# LightOj 1009 Back to Underworld

Hints : Bipartite Approach. Just use two colors to mark Vampires and Lycans. Then find who are  maximum . As graph may be disconnected like

1 5
5 10
8 20

So in this case  1 5, 5 10 And 8 20 are different criteria.

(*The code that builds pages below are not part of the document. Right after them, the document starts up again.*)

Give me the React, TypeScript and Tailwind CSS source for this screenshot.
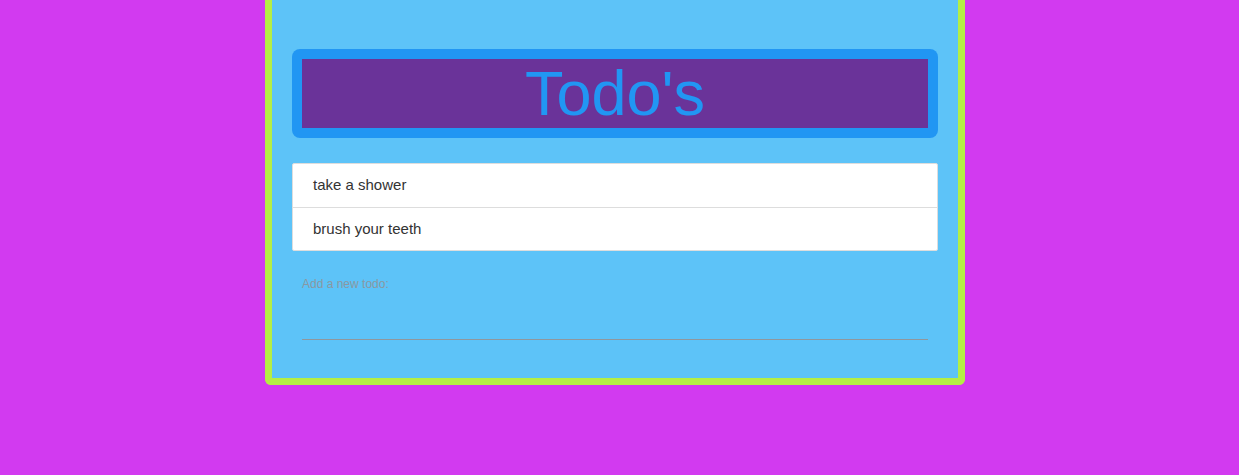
import React, { useState } from 'react';

export default function App() {
    const [todos] = useState(['take a shower', 'brush your teeth']);
    const [text, setText] = useState('');

    return (
        <div className="min-h-[475px] w-full bg-[#d23af0] font-['Liberation_Sans',Arial,sans-serif]">
            <div className="ml-[265px] w-[700px] rounded-b-[6px] border-x-[7px] border-b-[7px] border-[#b5ee45] bg-[#5dc3f8] px-[20px] pt-[49px] pb-[38px]">
                <div className="rounded-[8px] bg-[#2196f3] p-[10px]">
                    <h1 className="flex h-[69px] items-center justify-center bg-[#6a3399] text-[63px] leading-none text-[#2196f3]">
                        Todo's
                    </h1>
                </div>

                <ul className="mt-[25px] rounded-[2px] border border-[#dddddd] bg-white">
                    {todos.map((todo, i) => (
                        <li
                            key={todo}
                            className={
                                'flex h-[43px] items-center px-[20px] text-[15px] text-[#333333] ' +
                                (i > 0 ? 'border-t border-[#dddddd]' : '')
                            }
                        >
                            {todo}
                        </li>
                    ))}
                </ul>

                <div className="mx-[10px] mt-[26px]">
                    <label
                        htmlFor="todo"
                        className="block text-[12px] leading-[14px] text-[#8a98a2]"
                    >
                        Add a new todo:
                    </label>
                    <input
                        id="todo"
                        value={text}
                        onChange={(e) => setText(e.target.value)}
                        className="mt-[13px] block h-[35px] w-full border-0 bg-transparent text-[15px] outline-none"
                    />
                    <div className="h-[1px] w-full bg-[#8f979d]" />
                </div>
            </div>
        </div>
    );
}
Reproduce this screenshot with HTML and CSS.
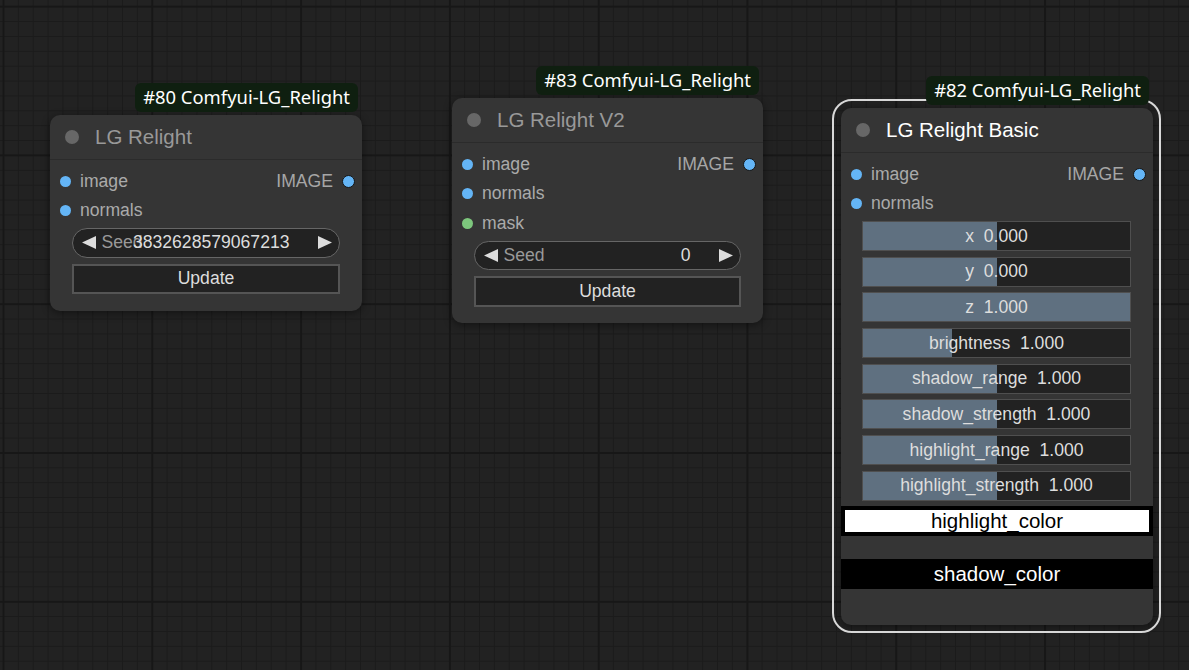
FILE: index.html
```html
<!DOCTYPE html>
<html>
<head>
<meta charset="utf-8">
<link rel="stylesheet" href="styles.css">
</head>
<body>
<div class="canvas">

  <div class="node n80">
    <div class="badge">#80 Comfyui-LG_Relight</div>
    <div class="title"><span class="tdot"></span><span>LG Relight</span></div>
    <div class="body">
      <div class="row"><span class="in"><i class="dot"></i>image</span><span class="out">IMAGE<i class="dot o"></i></span></div>
      <div class="row"><span class="in"><i class="dot"></i>normals</span></div>
      <div class="combo">
        <svg class="arr" width="14" height="13" viewBox="0 0 14 13"><polygon points="14,0 14,13 0,6.5" fill="#ddd"/></svg>
        <span class="clabel">Seed</span>
        <span class="cval">3832628579067213</span>
        <svg class="arr r" width="14" height="13" viewBox="0 0 14 13"><polygon points="0,0 0,13 14,6.5" fill="#ddd"/></svg>
      </div>
      <div class="button">Update</div>
    </div>
  </div>

  <div class="node n83">
    <div class="badge">#83 Comfyui-LG_Relight</div>
    <div class="title"><span class="tdot"></span><span>LG Relight V2</span></div>
    <div class="body">
      <div class="row"><span class="in"><i class="dot"></i>image</span><span class="out">IMAGE<i class="dot o"></i></span></div>
      <div class="row"><span class="in"><i class="dot"></i>normals</span></div>
      <div class="row"><span class="in"><i class="dot g"></i>mask</span></div>
      <div class="combo">
        <svg class="arr" width="14" height="13" viewBox="0 0 14 13"><polygon points="14,0 14,13 0,6.5" fill="#ddd"/></svg>
        <span class="clabel">Seed</span>
        <span class="cval">0</span>
        <svg class="arr r" width="14" height="13" viewBox="0 0 14 13"><polygon points="0,0 0,13 14,6.5" fill="#ddd"/></svg>
      </div>
      <div class="button">Update</div>
    </div>
  </div>

  <div class="node n82">
    <div class="sel"></div>
    <div class="badge">#82 Comfyui-LG_Relight</div>
    <div class="title active"><span class="tdot"></span><span>LG Relight Basic</span></div>
    <div class="body">
      <div class="row"><span class="in"><i class="dot"></i>image</span><span class="out">IMAGE<i class="dot o"></i></span></div>
      <div class="row"><span class="in"><i class="dot"></i>normals</span></div>
      <div class="slider first"><i class="fill" style="width:50%"></i><span class="stext">x  0.000</span></div>
      <div class="slider"><i class="fill" style="width:50%"></i><span class="stext">y  0.000</span></div>
      <div class="slider"><i class="fill" style="width:100%"></i><span class="stext">z  1.000</span></div>
      <div class="slider"><i class="fill" style="width:33.4%"></i><span class="stext">brightness  1.000</span></div>
      <div class="slider"><i class="fill" style="width:50%"></i><span class="stext">shadow_range  1.000</span></div>
      <div class="slider"><i class="fill" style="width:50%"></i><span class="stext">shadow_strength  1.000</span></div>
      <div class="slider"><i class="fill" style="width:50%"></i><span class="stext">highlight_range  1.000</span></div>
      <div class="slider"><i class="fill" style="width:50%"></i><span class="stext">highlight_strength  1.000</span></div>
      <div class="color-hl"><div class="color-hl-inner">highlight_color</div></div>
      <div class="band"></div>
      <div class="color-sh">shadow_color</div>
    </div>
  </div>

</div>
</body>
</html>
```
FILE: styles.css
```css
* { box-sizing: border-box; }
html, body { margin: 0; padding: 0; }
body {
  width: 1189px;
  height: 670px;
  overflow: hidden;
  font-family: "Liberation Sans", Arial, sans-serif;
  background-color: #222222;
  background-image:
    linear-gradient(90deg, #171717 0 2px, transparent 2px),
    linear-gradient(180deg, #171717 0 2px, transparent 2px),
    linear-gradient(90deg, #1b1b1b 0 1px, transparent 1px),
    linear-gradient(180deg, #1b1b1b 0 1px, transparent 1px);
  background-size: 148.8px 100%, 100% 148.8px, 14.88px 100%, 100% 14.88px;
  background-position: 2.5px 0, 0 5.6px, 3px 0, 0 6.2px;
}
.canvas { position: relative; width: 1189px; height: 670px; }

.node {
  position: absolute;
  background: #353535;
  border-radius: 10px;
  box-shadow: 0 2px 8px rgba(0, 0, 0, 0.45);
  display: flex;
  flex-direction: column;
}
.n80 { left: 50px; top: 115px; width: 312px; height: 196px; }
.n83 { left: 452px; top: 98px; width: 311px; height: 225px; }
.n82 { left: 841px; top: 108px; width: 312px; height: 517px; }

.badge {
  position: absolute;
  right: 4px;
  bottom: 100%;
  margin-bottom: 3.5px;
  height: 28.5px;
  line-height: 28.5px;
  padding: 0 8px;
  background: #0f1f10;
  border-radius: 6px;
  color: #ffffff;
  font-family: "Noto Sans", sans-serif;
  font-size: 18.4px;
  white-space: nowrap;
  z-index: 2;
}
.sel {
  position: absolute;
  top: -9px; left: -9px; right: -8px; bottom: -8px;
  border: 2px solid #d8d8d8;
  border-radius: 20px;
  z-index: 1;
}

.title {
  height: 45px;
  flex: none;
  display: flex;
  align-items: center;
  padding-left: 15px;
  gap: 16px;
  border-bottom: 1px solid #2b2b2b;
  font-size: 20.5px;
  color: #999999;
}
.title.active { color: #ffffff; }
.tdot {
  width: 14px; height: 14px;
  border-radius: 50%;
  background: #676767;
}

.body {
  flex: 1;
  display: flex;
  flex-direction: column;
  padding-top: 6.5px;
}
.row {
  height: 29.5px;
  flex: none;
  display: flex;
  align-items: center;
  justify-content: space-between;
  padding: 0 7.5px 0 9.5px;
  font-size: 17.6px;
  color: #aaaaaa;
}
.in, .out { display: flex; align-items: center; }
.in { gap: 9.5px; }
.out { gap: 8.5px; color: #a6a6a6; }
.dot {
  display: block;
  width: 11px; height: 11px;
  border-radius: 50%;
  background: #64b5f6;
}
.dot.o { width: 13px; height: 13px; border: 1.5px solid #151515; }
.dot.g { background: #7dc77d; }

.combo {
  margin: 2.5px 22px 0;
  height: 29.5px;
  flex: none;
  border: 1.5px solid #666666;
  border-radius: 15px;
  background: #222222;
  display: flex;
  align-items: center;
  padding: 0 7.5px 0 8.5px;
  font-size: 17.6px;
}
.arr { flex: none; display: block; }
.clabel {
  flex: 1 1 0;
  min-width: 0;
  white-space: nowrap;
  margin-left: 6px;
  color: #999999;
}
.cval {
  flex: none;
  white-space: nowrap;
  color: #dddddd;
  margin-right: 28px;
}

.button {
  margin: 6px 22px 0;
  height: 30.5px;
  flex: none;
  border: 2px solid #555555;
  background: #222222;
  color: #dddddd;
  display: flex;
  align-items: center;
  justify-content: center;
  font-size: 17.6px;
}

.slider {
  position: relative;
  margin: 5.7px 22px 0 21px;
  height: 30px;
  flex: none;
  border: 1.5px solid #4f4f4f;
  background: #222222;
  display: flex;
  align-items: center;
  justify-content: center;
  font-size: 17.6px;
  color: #dddddd;
  white-space: pre;
}
.slider.first { margin-top: 2.5px; }
.fill {
  position: absolute;
  left: 0; top: 0; bottom: 0;
  background: #5f7080;
}
.stext { position: relative; }

.color-hl {
  margin-top: 5px;
  height: 30px;
  flex: none;
  background: #000000;
  padding: 4px;
}
.color-hl-inner {
  height: 100%;
  background: #ffffff;
  color: #000000;
  font-size: 20.5px;
  display: flex;
  align-items: center;
  justify-content: center;
}
.band { height: 23.5px; flex: none; }
.color-sh {
  height: 29.5px;
  flex: none;
  background: #000000;
  color: #ffffff;
  font-size: 20.5px;
  display: flex;
  align-items: center;
  justify-content: center;
}
```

That means you have to sum maximum number of both criteria.

#include <bits/stdc++.h>
using namespace std;
vector<int>edges[20005];
queue<int>q;
long long int color[20005],visited[20005],tn,c,d,x,j,ch,s,i,sum;

int bipartite()
{
long long int k,fr;
sum=0;
for(tn=1;tn<=20005;tn++)
{
ch=edges[tn].size();
c=0;
d=0;
if(visited[tn]==0 && ch>=1)
{
s=tn;
color[s]=1;
d=d+1;
//cout<<s<<"<==1=>>"<<d<<endl;
q.push(s);
visited[s]=1;

while(!q.empty())
{
fr=q.front();

for(k=0;k<edges[fr].size();k++)
{

if(visited[edges[fr][k]]==0 && color[edges[fr][k]]==-1)
{
q.push(edges[fr][k]);
visited[edges[fr][k]]=1;
color[edges[fr][k]]=1-color[fr];
if(color[edges[fr][k]]==0)
{
c++;
//cout<<edges[fr][k]<<"<==0=>>"<<c<<endl;

}
else if(color[edges[fr][k]]==1)
{
d++;
//cout<<edges[fr][k]<<"<==1=>>"<<d<<endl;
}

}

}
q.pop();
x=max(c,d);

}
//cout<<x<<endl;
sum=sum+max(c,d);
}

}

}

int main()
{
long long int e,p,n,u,v,f,m,t,z,y,tf;
//freopen("1009.txt","r",stdin);
//freopen("1009out.txt","w",stdout);
cin>>t;
for(y=1;y<=t;y++)
{
cin>>e;
memset(edges,0,sizeof edges);
memset(visited,0,sizeof visited);
memset(color,-1,sizeof color);
for(tf=0;tf<e;tf++)
{
cin>>u>>v;
edges[u].push_back(v);
edges[v].push_back(u);

}
bipartite();

cout<<"Case "<<y<<": "<<sum<<endl;

}

return 0;
}